Lammer, Christof. 2024. Performing State Boundaries: Food Networks, Democratic Bureaucracy and China. New York: Berghahn Books.
For his research, social anthropologist Christof Lammer lived for over a year in a village that was part of an alternative food network in Sichuan Province. The village had founded a cooperative to convert to ecological agriculture in the 2010s. This transition was initiated by Dong Jie. He was simultaneously valued as part of global civil society, esteemed part of rural community, and praised as a good state agronomist. This allowed him to secure the support of actors with different political ideas: organized urban middle-class consumers, activist scholars and the local government. Based on this observation, Christof develops an innovative approach to the anthropology of the state, which understands the performative boundary work between state, civil society, and family in its multiplicity and materiality.
One day during his stay in the eco-village, all existing minimum livelihood allowances in the county were suddenly canceled and citizens had to reapply for these benefits.

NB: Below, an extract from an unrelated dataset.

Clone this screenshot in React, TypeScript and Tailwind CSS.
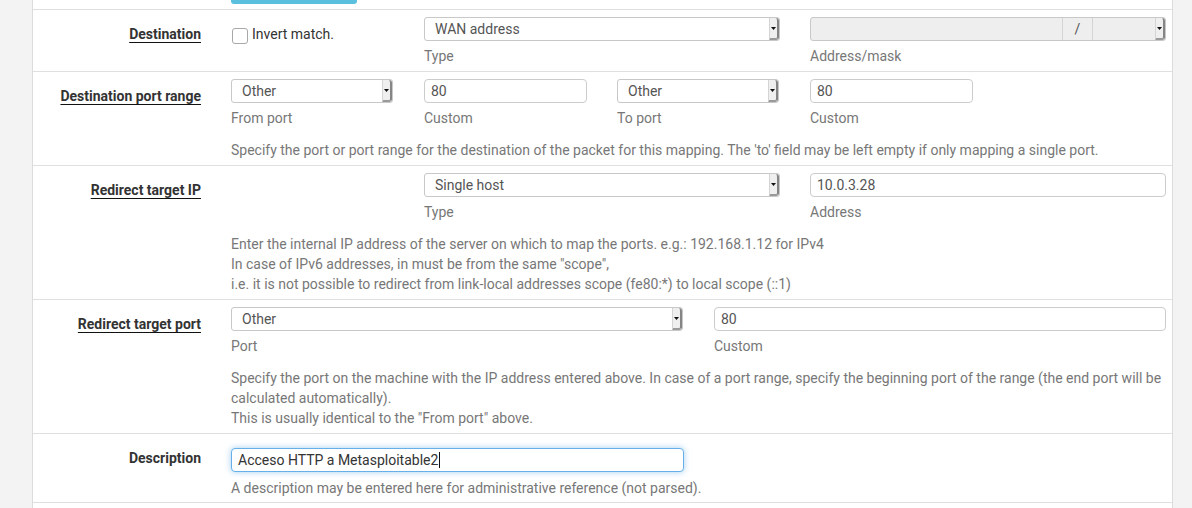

This “standardization” was justified not only by “too much” kinship – “corruption” – but also by “too little” kinship and the supposed loss of traditional Chinese values – “the lack of household responsibility”. While this standardization affected the lives of the former recipients, it offered Christof the rare opportunity to observe the democratic administration of the reapplication process. His ethnography shows how performative boundary work between state and kinship could turn similar practices into individualism, traditional familism or corruption and thus decided about access to the social benefits.
“This book is of interest not just to scholars studying China but more generally to social scientists, particularly to social anthropologists to whom it advocates the infusion of the political to the study of kinship. It is well organised and suitable for courses on the local state in the PRC and the anthropology of the state.”
Stephan Feuchtwang, London School of Economics and Political Science
“An excellent example of an ethnographically grounded theoretical work. It offers a useful and dense overview of the anthropology of the state, advances cutting-edge questions and counterbalances the Orientalist othering of China.”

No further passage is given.